Еще один лагерь был образован в Хингхэме, в 15 милях от Нориджа, тоже с целью контролировать дорогу на Лондон; однако в скором времени вооруженный отряд, организованный сэром Эдмундом Кнайветтом, совершил атаку на этот лагерь, вынудив повстанцев разойтись.
Небольшой отряд из Саффолка попытался захватить Грейт-Ярмут, однако жители города оказали мятежникам решительное сопротивление. Таким образом, все попытки повстанцев расширить территорию, которая находилась под их контролем, и захватить два важнейших норфолкских порта закончились неудачей. К тому же в лагерь стали приходить вести о том, что правительство готовит в Лондоне войска, собираясь двинуть их против мятежников.
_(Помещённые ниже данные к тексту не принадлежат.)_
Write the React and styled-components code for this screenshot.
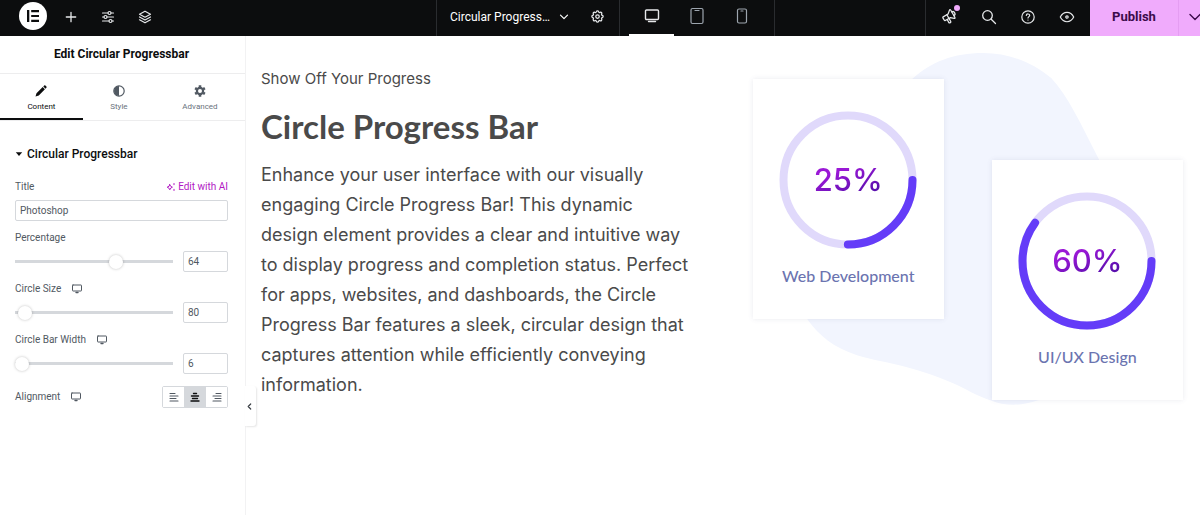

Что оставалось делать повстанцам в сложившихся обстоятельствах? Выжидательная стратегия Кетта (отнюдь не лишенная смысла, учитывая все обещания и посулы лорда-протектора) не принесла должного результата. Перед жителями лагеря встал выбор: сражаться далее или признать себя побежденными. В Лондоне никаких волнений не наблюдалось, однако, опасаясь возможных беспорядков, городские власти ввели в столице военное положение[167]. Многие повстанцы справедливо боялись, что, в случае если они прекратят сопротивление, разъяренные сельские джентльмены добьются для них самых суровых кар. Было немало и таких, кто считал, что армия, направленная на подавление мятежа, не имеет никакого отношения к протектору Сомерсету, но в действительности организована местными дворянами и их сторонниками в Королевском совете. Можно сказать, что мятежники до самого конца упорствовали в своем нежелании увидеть поведение Сомерсета в истинном свете.
Возглавить правительственную армию было поручено Уильяму Парру, маркизу Нортгемптону. Он приходился братом покойной королеве Екатерине Парр и своим возвышением был обязан исключительно этому обстоятельству. Маркиз, вне всякого сомнения, являлся человеком придворным, а не военным. То же самое можно было сказать и про его помощника Эдмунда, барона Шеффилда. Шеффилд, судя по всему, относился к числу джентльменов-головорезов. Узнав, что муж его сестры завел любовницу, он вместе с тремя родственниками избил несчастную женщину, изуродовав ее до такой степени, что любовник порвал с ней отношения[168].